Sua fúria, no entanto, mais do que uma revolta moral, é de natureza dominatória: é seu reinado que está sendo ameaçado; o inimigo está se acercando perigosamente. Ao fazer verter o sangue de Ana, porém, Iohana está na verdade completando o desmoronamento do seu próprio mundo. O Pai/Ditador não venceu suprimindo brutalmente um dos elementos originadores do desequilíbrio, pois a morte de Ana é, do ponto de vista da tradição alimentada pelo próprio Iohana, mais grave e perturbadora que o incesto. Assim, o gesto fatal apenas precipitou a vitória da Nova Ordem. André venceu. Suas idéias venceram. Estranhamente, todavia, ele está triste e apático. Algo de si morreu com a tradição que se esfacelava. De certo modo, como um membro de uma família tribal que toma o cetro do poder após matar o pai, André também perdeu.



6. CONCLUSÃO



Lavoura Arcaica é um romance de muitos adjetivos, de muitos ângulos de visão, mostrando-se em seu conjunto como algo esférico, complexo, denso e derramado por páginas das quais brotam, por vezes, labaredas intensas.

Assim sendo, os apoucados enunciados que compõem este artigo não podem, por razões óbvias, arvorar-se à condição de última palavra sobre um livro tão caudaloso, mas somente como uma possível contribuição ao exame crítico do universo soturno e lodoso presente em Lavoura.

Não obstante, o embate entre André e Iohana, entre a tradição e a liberdade, entre a velha e a nova ordem, dentre outros elementos análogos aqui enfocados, parecem ser suficientemente eloqüentes para colocar em evidência o cerne conceitual do livro, qual seja o choque exacerbado e perene entre gerações. A luta entre o novo e o velho.

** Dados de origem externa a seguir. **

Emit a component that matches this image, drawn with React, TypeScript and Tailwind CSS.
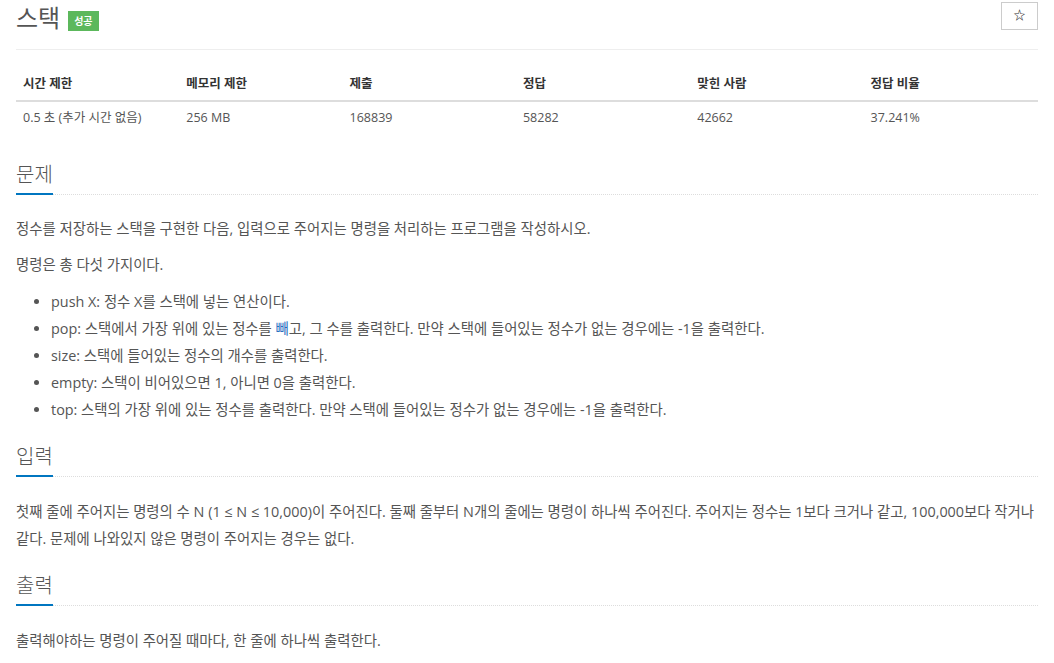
import React from "react";

const font = { fontFamily: '"Open Sans", "Noto Sans CJK KR", sans-serif' };

const stats = [
  { label: "시간 제한", value: "0.5 초 (추가 시간 없음)", w: "w-[164px]" },
  { label: "메모리 제한", value: "256 MB", w: "w-[164px]" },
  { label: "제출", value: "168839", w: "w-[174px]" },
  { label: "정답", value: "58282", w: "w-[175px]" },
  { label: "맞힌 사람", value: "42662", w: "w-[174px]" },
  { label: "정답 비율", value: "37.241%", w: "w-[175px]" },
];

function SectionTitle({ title, first }: { title: string; first?: boolean }) {
  return (
    <div
      className={`flex items-end border-b border-dotted border-[#ddd] ${first ? "mt-[27px]" : "mt-[20px]"}`}
    >
      <h2 className="text-[20px] leading-[28px] font-light text-[#555] pb-[4px] border-b-2 border-[#0076c0] -mb-px">
        {title}
      </h2>
    </div>
  );
}

export default function App() {
  return (
    <div className="bg-white min-h-screen px-4 text-[#555]" style={font}>
      <div className="flex items-start justify-between pt-[2px] pb-[17px] border-b border-[#eee]">
        <div className="flex items-center gap-2 pt-[2px]">
          <h1 className="text-[24px] leading-[28px] font-normal text-[#555]">스택</h1>
          <span className="mt-[5px] bg-[#5cb85c] text-white text-[10px] font-bold px-[6px] py-[2px] leading-[16px]">
            성공
          </span>
        </div>
        <button className="w-[37px] h-[28px] border border-[#ccc] bg-white flex items-center justify-center text-[12px] font-bold text-[#333]">
          ☆
        </button>
      </div>

      <table className="mt-[19px] w-full border-collapse text-[12.5px]">
        <thead>
          <tr className="border-b-2 border-[#ddd]">
            {stats.map((s) => (
              <th
                key={s.label}
                className={`${s.w} text-left font-bold text-[#333] px-[7px] h-[32px]`}
              >
                {s.label}
              </th>
            ))}
          </tr>
        </thead>
        <tbody>
          <tr>
            {stats.map((s) => (
              <td key={s.label} className="px-[7px] h-[33px] text-[#555]">
                {s.value}
              </td>
            ))}
          </tr>
        </tbody>
      </table>

      <div className="text-[14.4px] leading-[27px]">
        <SectionTitle title="문제" first />
        <p className="mt-[20px]">
          정수를 저장하는 스택을 구현한 다음, 입력으로 주어지는 명령을 처리하는 프로그램을 작성하시오.
        </p>
        <p className="mt-[9px]">명령은 총 다섯 가지이다.</p>
        <ul className="mt-[10px] list-disc pl-[35px]">
          <li>push X: 정수 X를 스택에 넣는 연산이다.</li>
          <li>
            pop: 스택에서 가장 위에 있는 정수를 <span className="text-[#2c6fbf]">빼</span>고, 그 수를
            출력한다. 만약 스택에 들어있는 정수가 없는 경우에는 -1을 출력한다.
          </li>
          <li>size: 스택에 들어있는 정수의 개수를 출력한다.</li>
          <li>empty: 스택이 비어있으면 1, 아니면 0을 출력한다.</li>
          <li>top: 스택의 가장 위에 있는 정수를 출력한다. 만약 스택에 들어있는 정수가 없는 경우에는 -1을 출력한다.</li>
        </ul>

        <SectionTitle title="입력" />
        <p className="mt-[21px]">
          첫째 줄에 주어지는 명령의 수 N (1 ≤ N ≤ 10,000)이 주어진다. 둘째 줄부터 N개의 줄에는 명령이 하나씩
          주어진다. 주어지는 정수는 1보다 크거나 같고, 100,000보다 작거나 같다. 문제에 나와있지 않은 명령이
          주어지는 경우는 없다.
        </p>

        <SectionTitle title="출력" />
        <p className="mt-[21px]">출력해야하는 명령이 주어질 때마다, 한 줄에 하나씩 출력한다.</p>
      </div>
    </div>
  );
}
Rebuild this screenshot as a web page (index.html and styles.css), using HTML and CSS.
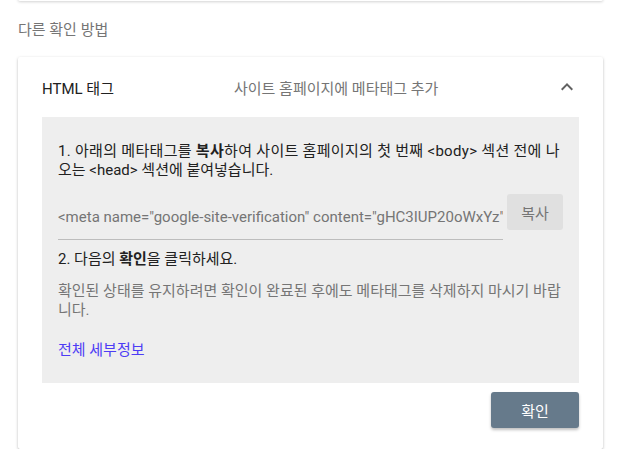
FILE: index.html
```html
<!DOCTYPE html>
<html lang="ko">
<head>
<meta charset="utf-8">
<link rel="stylesheet" href="styles.css">
</head>
<body>
<div class="page">
  <div class="prev-card"></div>
  <div class="section-title">다른 확인 방법</div>
  <div class="card">
    <div class="card-header">
      <div class="method-name">HTML 태그</div>
      <div class="method-desc">사이트 홈페이지에 메타태그 추가</div>
      <svg class="chevron" viewBox="0 0 24 24" width="24" height="24"><path d="M12 8l-6 6 1.41 1.41L12 10.83l4.59 4.58L18 14z" fill="#616161"/></svg>
    </div>
    <div class="panel">
      <p class="step step1">1. 아래의 메타태그를 <b>복사</b>하여 사이트 홈페이지의 첫 번째 &lt;body&gt; 섹션 전에 나오는 &lt;head&gt; 섹션에 붙여넣습니다.</p>
      <div class="copy-row">
        <div class="code-field"><span class="code-text">&lt;meta name="google-site-verification" content="gHC3IUP20oWxYz" /&gt;</span></div>
        <button class="copy-btn">복사</button>
      </div>
      <p class="step step2">2. 다음의 <b>확인</b>을 클릭하세요.</p>
      <p class="note">확인된 상태를 유지하려면 확인이 완료된 후에도 메타태그를 삭제하지 마시기 바랍니다.</p>
      <a class="details" href="#">전체 세부정보</a>
    </div>
    <div class="actions">
      <button class="verify-btn">확인</button>
    </div>
  </div>
</div>
</body>
</html>
```

FILE: styles.css
```css
* { box-sizing: border-box; }
html, body {
  margin: 0;
  padding: 0;
  background: #ffffff;
}
body {
  font-family: Roboto, "Noto Sans CJK KR", sans-serif;
  font-size: 15px;
  color: #212121;
  overflow: hidden;
}
.page {
  padding: 0 17px 0 18px;
}
.prev-card {
  height: 20px;
  margin-top: -19px;
  background: #fff;
  box-shadow: 0 1px 3px rgba(0,0,0,0.18);
  border-radius: 2px;
}
.section-title {
  color: #757575;
  font-size: 15px;
  line-height: 20px;
  margin-top: 19px;
  height: 20px;
}
.card {
  margin-top: 17px;
  background: #fff;
  border-radius: 2px;
  box-shadow: 0 1px 3px rgba(0,0,0,0.25), 0 1px 1px rgba(0,0,0,0.08);
  padding: 0 24px 21px 24px;
}
.card-header {
  height: 60px;
  display: flex;
  align-items: center;
}
.method-name {
  width: 192px;
  color: #212121;
}
.method-desc {
  flex: 1;
  color: #757575;
}
.chevron {
  display: block;
}
.panel {
  background: #eeeeee;
  padding: 25px 16px 23px 16px;
}
.panel p {
  margin: 0;
  line-height: 19px;
}
.step1::first-line {
  letter-spacing: 0.3px;
}
.step b { font-weight: 700; }
.copy-row {
  display: flex;
  align-items: flex-start;
  margin-top: 14px;
  gap: 4px;
}
.code-field {
  flex: 1;
  min-width: 0;
  height: 46px;
  border-bottom: 1px solid #bdbdbd;
  overflow: hidden;
  white-space: nowrap;
  padding-top: 13px;
  color: #757575;
  line-height: 20px;
}
.copy-btn {
  width: 56px;
  height: 36px;
  border: none;
  border-radius: 3px;
  background: #e0e0e0;
  color: #757575;
  font-family: Roboto, "Noto Sans CJK KR", sans-serif;
  font-size: 15px;
  padding: 0;
}
.panel .step2 {
  margin-top: 10px;
}
.panel .note {
  margin-top: 13px;
  color: #757575;
}
.details {
  display: block;
  margin-top: 21px;
  line-height: 19px;
  color: #4d3cf5;
  text-decoration: none;
}
.actions {
  display: flex;
  justify-content: flex-end;
  padding-top: 9px;
}
.verify-btn {
  width: 88px;
  height: 36px;
  border: none;
  border-radius: 3px;
  background: #667a8b;
  color: #fff;
  font-family: Roboto, "Noto Sans CJK KR", sans-serif;
  font-size: 15px;
  box-shadow: 0 2px 3px rgba(0,0,0,0.25);
  padding: 0;
}
```
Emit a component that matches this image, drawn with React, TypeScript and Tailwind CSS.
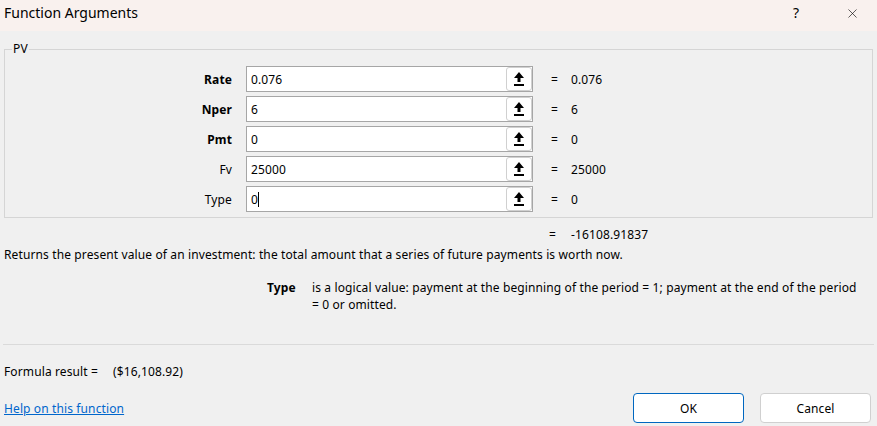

Evidentemente, não é possível afirmarmos de modo crível o quanto existe de autobiográfico em uma obra tão densa e, ao mesmo tempo, tão verdadeira. De certa forma, Lavoura Arcaica parece conter em si uma espécie de profissão de fé, de catecismo ideológico de Raduan Nassar, aspergindo ares de liberdade, de inconformismo com as mazelas da ordem estabelecida, mesmo que seja através do amor sujo, da paixão lodosa.

Assim sendo, a vitória de André em relação à velha ordem, seus ditames arcaicos, sua moral tacanha é, em certa medida, um exercício de vida, de convicção moral e política, que arrosta com o fardo da tradição hipócrita através de ações quase insanas, doridas, mas que trazem em si ventos de liberdade. Tanto de André, quanto (poderia perfeitamente ser) de Raduan Nassar.



REFERÊNCIAS BIBLIOGRÁFICAS



DESROCHE, Henri. O homem e suas religiões: ciências humanas e experiências religiosas. Trad. Joaquim Pereira Neto; organização e revisão Luiz Pereira Benedetti. São Paulo: Paulinas, 1985.



NASSAR, Raduan. Lavoura arcaica. 3. ed. rev. pelo autor. São Paulo: Companhia das Letras, 1989.



ROUSSEAU, Jacques. Emílio ou da educação. Tradução Roberto Leal Ferreira. São Paulo: Martins Fontes, 1999.



SALDANHA, André Moroni. A antropologia e o homem: um encontro teórico. São Paulo: Companhia das Letras, 1981.